Non-conservative oscillations of a tool for deep hole honing

The dynamics of a rotating tool, commonly employed in deep hole honing, is considered. A mathematical model of the process including a dynamic representation of tool, workpiece surface and honing stones interaction is suggested and analyzed. It is shown that interaction forces are non-conservative. The honing tool is modeled as a rotating continuous slender beam with a mandrel attached at an intermediate cross-section. The transverse oscillations of tool shaft cause variation in expansion pressure and change the interaction forces on the surface of the workpiece. The interaction forces are nonlinear and non-conservative in the general case including delayed functions. The expansion pressure of stones turns out to be a critical parameter in a honing process. Since the removal of stock increases linearly with pressure, the productivity can be improved by increasing expansion pressure, but in certain conditions may cause dynamic instability of the tool shaft.

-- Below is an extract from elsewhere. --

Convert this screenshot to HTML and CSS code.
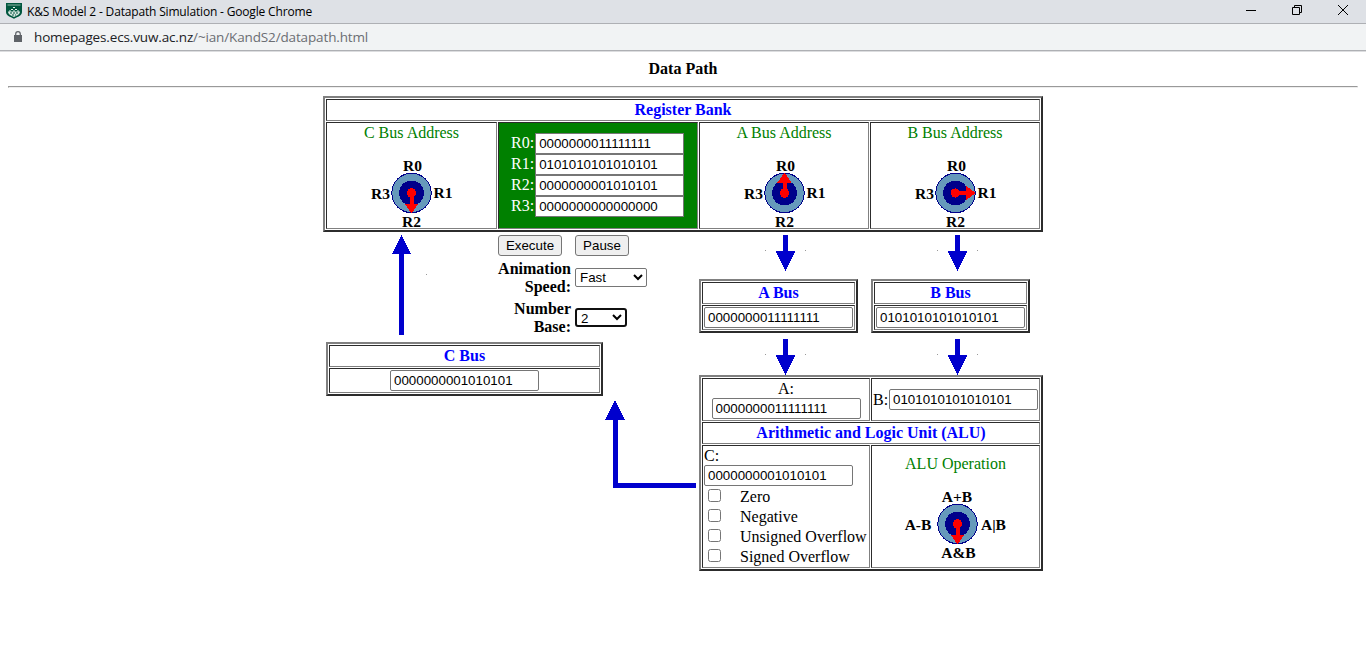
FILE: index.html
```html
<!DOCTYPE html>
<html lang="en">
<head>
<meta charset="utf-8">
<title>K&amp;S Model 2 - Datapath Simulation</title>
<link rel="stylesheet" href="styles.css">
</head>
<body>
<svg class="defs" width="0" height="0" aria-hidden="true">
  <defs>
    <g id="dial" shape-rendering="crispEdges"><circle r="19.7" fill="#6699bb" stroke="#00008b"/><circle r="12.5" fill="#00008b"/></g>
    <path id="needle" shape-rendering="crispEdges" d="M0-4.7A4.7 4.7 0 0 0-2 4.2V10.5H-7L0 20.5L7 10.5H2V4.2A4.7 4.7 0 0 0 0-4.7Z" fill="red"/>
    <g id="down" shape-rendering="crispEdges"><path d="M18 0h5v16h7.5L20.5 36L10.5 16H18z" fill="#0000cd"/><path d="M0 15h1v1H0zM40 15h1v1h-1z" fill="#999"/></g>
  </defs>
</svg>

<header class="titlebar">
  <svg class="favicon" width="16" height="16" viewBox="0 0 16 16">
    <path d="M0 0h16v9c0 3.600-4 4.700-8 6.800C4 13.700 0 12.600 0 9z" fill="#00573f"/>
    <path d="M2 8.500h12c0 3.200-3.500 4-6 5.500C5.500 12.500 2 11.700 2 8.500z" fill="#d6e5df"/>
    <path d="M7 4.500h2M5 6.500h2M9 6.500h2M3 8h2M7 8h2M11 8h2" stroke="#e5efeb"/>
    <path d="M1.500 2h13" stroke="#8db5a6"/>
    <path d="M4 10h8M6 12h4" stroke="#00573f" stroke-dasharray="2 1"/>
  </svg>
  <span class="title">K&amp;S Model 2 - Datapath Simulation - Google Chrome</span>
  <svg class="winbtns" width="104" height="12" viewBox="0 0 104 12" fill="none" stroke="#000">
    <path d="M0 5.500h10"/>
    <path d="M46.500 2.500h7v7h-7zM48.500 2.500v-2h7v7h-2"/>
    <path d="M92 0l10 10M102 0L92 10"/>
  </svg>
</header>
<div class="urlbar">
  <svg width="8" height="12" viewBox="0 0 8 12"><path d="M0 4h8v7H0z" fill="#5f6368"/><path d="M1.700 4.500V3a2.300 2.300 0 0 1 4.600 0v1.500" fill="none" stroke="#5f6368" stroke-width="1.200"/></svg>
  <span class="url">homepages.ecs.vuw.ac.nz<span class="path">/~ian/KandS2/datapath.html</span></span>
</div>

<main>
  <h1>Data Path</h1>
  <hr>
  <div class="machine">
    <section class="frame bank">
      <div class="cell head">Register Bank</div>
      <div class="cell address">C Bus Address
        <svg class="knob" width="101" height="76" viewBox="0 0 101 76">
          <use href="#dial" x="50.500" y="40"/><use href="#needle" x="50.500" y="40"/>
          <text x="51.500" y="18">R0</text><text x="19.500" y="46">R3</text><text x="82" y="45">R1</text><text x="50.500" y="74">R2</text>
        </svg>
      </div>
      <div class="cell registers">
        <label>R0:<input value="0000000011111111"></label>
        <label>R1:<input value="0101010101010101"></label>
        <label>R2:<input value="0000000001010101"></label>
        <label>R3:<input value="0000000000000000"></label>
      </div>
      <div class="cell address">A Bus Address
        <svg class="knob" width="100" height="76" viewBox="0 0 100 76">
          <use href="#dial" x="50.500" y="40"/><use href="#needle" transform="translate(50.500 40) rotate(180)"/>
          <text x="51.500" y="18">R0</text><text x="19.500" y="46">R3</text><text x="82" y="45">R1</text><text x="50.500" y="74">R2</text>
        </svg>
      </div>
      <div class="cell address">B Bus Address
        <svg class="knob" width="100" height="76" viewBox="0 0 100 76">
          <use href="#dial" x="50.500" y="40"/><use href="#needle" transform="translate(50.500 40) rotate(-90)"/>
          <text x="51.500" y="18">R0</text><text x="19.500" y="46">R3</text><text x="82" y="45">R1</text><text x="50.500" y="74">R2</text>
        </svg>
      </div>
    </section>

    <div class="lower">
      <div class="left">
        <div class="upper-left">
          <svg class="c-arrow" width="36" height="100" viewBox="0 0 36 100" shape-rendering="crispEdges"><path d="M9.500 0L19 19h-7v81H7V19H0z" fill="#0000cd"/><path d="M34 39h1v1h-1z" fill="#999"/></svg>
          <div class="controls">
            <button>Execute</button><button>Pause</button>
            <b>Animation Speed:</b><select class="speed"><option>Fast</option></select>
            <b>Number Base:</b><select class="base"><option>2</option></select>
          </div>
        </div>
        <section class="frame bus c-bus">
          <div class="cell head">C Bus</div>
          <div class="cell value"><input value="0000000001010101"></div>
        </section>
        <svg class="elbow" width="91" height="88" viewBox="0 0 91 88" shape-rendering="crispEdges"><path d="M10 0L20 20h-7v63h78v5H8V20H0z" fill="#0000cd"/></svg>
      </div>
      <div class="right">
        <div class="arrows"><svg width="41" height="36"><use href="#down"/></svg><svg width="41" height="36"><use href="#down"/></svg></div>
        <div class="buses">
          <section class="frame bus"><div class="cell head">A Bus</div><div class="cell value"><input value="0000000011111111"></div></section>
          <section class="frame bus"><div class="cell head">B Bus</div><div class="cell value"><input value="0101010101010101"></div></section>
        </div>
        <div class="arrows second"><svg width="41" height="36"><use href="#down"/></svg><svg width="41" height="36"><use href="#down"/></svg></div>
        <section class="frame alu">
          <div class="cell in-a"><span>A:</span><input value="0000000011111111"></div>
          <div class="cell in-b"><span>B:</span><input value="0101010101010101"></div>
          <div class="cell head">Arithmetic and Logic Unit (ALU)</div>
          <div class="cell out-c">
            <span>C:</span><input value="0000000001010101">
            <label><input type="checkbox">Zero</label>
            <label><input type="checkbox">Negative</label>
            <label><input type="checkbox">Unsigned Overflow</label>
            <label><input type="checkbox">Signed Overflow</label>
          </div>
          <div class="cell address operation">ALU Operation
            <svg class="knob" width="111" height="76" viewBox="0 0 111 76">
              <use href="#dial" x="57.500" y="40"/><use href="#needle" x="57.500" y="40"/>
              <text x="57" y="18">A+B</text><text x="18" y="46">A-B</text><text x="93.500" y="46">A|B</text><text x="58.500" y="74">A&amp;B</text>
            </svg>
          </div>
        </section>
      </div>
    </div>
  </div>
</main>
</body>
</html>
```
FILE: styles.css
```css
* { box-sizing: border-box; }
body { margin: 0; height: 645px; overflow: hidden; background: #fff; color: #000; font: 16px/18px "Liberation Serif", serif; }
svg { display: block; flex: none; }
.defs { position: absolute; }

.titlebar { display: flex; height: 24px; padding: 0 16px 0 6px; background: #dee1e6; border-bottom: 1px solid #aeb0b4; font: 12px/23px "Open Sans", sans-serif; }
.favicon { margin: 3px 5px 0 0; }
.title { white-space: nowrap; letter-spacing: -0.17px; }
.winbtns { margin: 5px 0 0 auto; }
.urlbar { display: flex; height: 27px; padding: 0 14px; gap: 12px; background: #f1f3f4; border-bottom: 1px solid #aeb0b4; box-shadow: 0 1px #dcdddf; font: 13.5px/26px "Open Sans", sans-serif; color: #202124; }
.urlbar svg { margin-top: 7px; }
.url { white-space: nowrap; letter-spacing: -0.14px; }
.path { color: #6b6e73; }

h1 { margin: 9px 0 0; font-size: 16px; line-height: 18px; text-align: center; }
hr { height: 2px; margin: 8px 8px 0; border: solid; border-width: 1px; border-color: #999 #eee #eee #999; }
.machine { width: 720px; margin: 8px 0 0 323px; }

.frame { display: grid; gap: 1px; padding: 1px; border: 2px solid; border-color: #808080 #2c2c2c #2c2c2c #808080; }
.cell { min-width: 0; padding: 1px; border: 1px solid; border-color: #2c2c2c #808080 #808080 #2c2c2c; }
.head { grid-column: 1 / -1; color: #00f; font-weight: bold; text-align: center; }
.bank { height: 136px; grid-template: 22px 107px / 171px 200px 170px 170px; }
.address { color: #008000; text-align: center; }
.knob { margin: 11px auto 0; }
.knob text { font: bold 15.5px "Liberation Serif", serif; fill: #000; text-anchor: middle; }
.registers { padding: 10px 12px 0; background: #008000; color: #fff; }
.registers label { display: flex; height: 21px; line-height: 20px; }
input:not([type=checkbox]) { display: block; flex: none; width: 149px; height: 21px; margin: 0; padding: 0 3px; border: 1px solid #767676; border-radius: 2px; background: #fff; color: #000; font: 13.333px "Liberation Sans", sans-serif; }
.registers input { margin-left: 1px; border-radius: 0; }

.lower { display: grid; grid-template-columns: 376px 344px; }
.upper-left { display: flex; height: 110px; padding: 3px 0 0 69px; }
.controls { display: grid; grid-template: 21px 36px 36px / 73px 72px; gap: 4px; margin-left: 70px; align-items: center; }
.controls button { justify-self: start; width: 64px; height: 21px; padding: 0; border: 1px solid #767676; border-radius: 3px; background: #efefef; color: #000; font: 13.333px "Liberation Sans", sans-serif; }
.controls button + button { width: 54px; }
.controls b { text-align: right; }
select { height: 19px; margin: 0 0 2px; padding: 0; border: 1px solid #767676; border-radius: 2px; background: #fff; color: #000; font: 13.333px "Liberation Sans", sans-serif; }
.speed { width: 72px; }
.base { width: 52px; border: 2px solid #101010; border-radius: 3px; }
.bus { height: 54px; grid-template: 22px 25px / 1fr; }
.value { display: flex; justify-content: center; }
.c-bus { width: 277px; margin-left: 3px; }
.elbow { margin: 4px 0 0 282px; }

.arrows { display: flex; gap: 131px; padding: 3px 0 8px 66px; }
.second { padding: 6px 0 0 66px; }
.buses { display: grid; grid-template-columns: 159px 159px; gap: 13px; }
.alu { height: 196px; grid-template: 43px 22px 123px / 168px 169px; }
.in-a { display: flex; flex-direction: column; align-items: center; }
.in-b { display: flex; align-items: center; }
.in-b span { width: 16px; }
.out-c label { display: flex; height: 20px; white-space: nowrap; line-height: 21px; }
.out-c span { display: block; line-height: 18px; }
[type=checkbox] { width: 13px; height: 13px; margin: 3px 19px 0 4px; }
.operation { padding-top: 9px; }
```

On the other hand, the lower expansion pressure and feed rates increase accuracy. Another source of shaft instability is due to the asymmetry of the tool that leads to discrepancy of the system stiffness in the transverse directions. As a result, under certain conditions unstable parametric vibrations may occur. Needless to say, the dynamic behavior of the tool can considerably influence the machined surface formation. In this study a model of honing surface formation is introduced and integrated into the model of process simulation. The system response is studied for different parameters in a non-dimensional form. Thus it is possible to analyze a set of real processes by applying the similarity conditions. The variation in the machined surface having various initial discrepancies from ideal cylinder is also analyzed.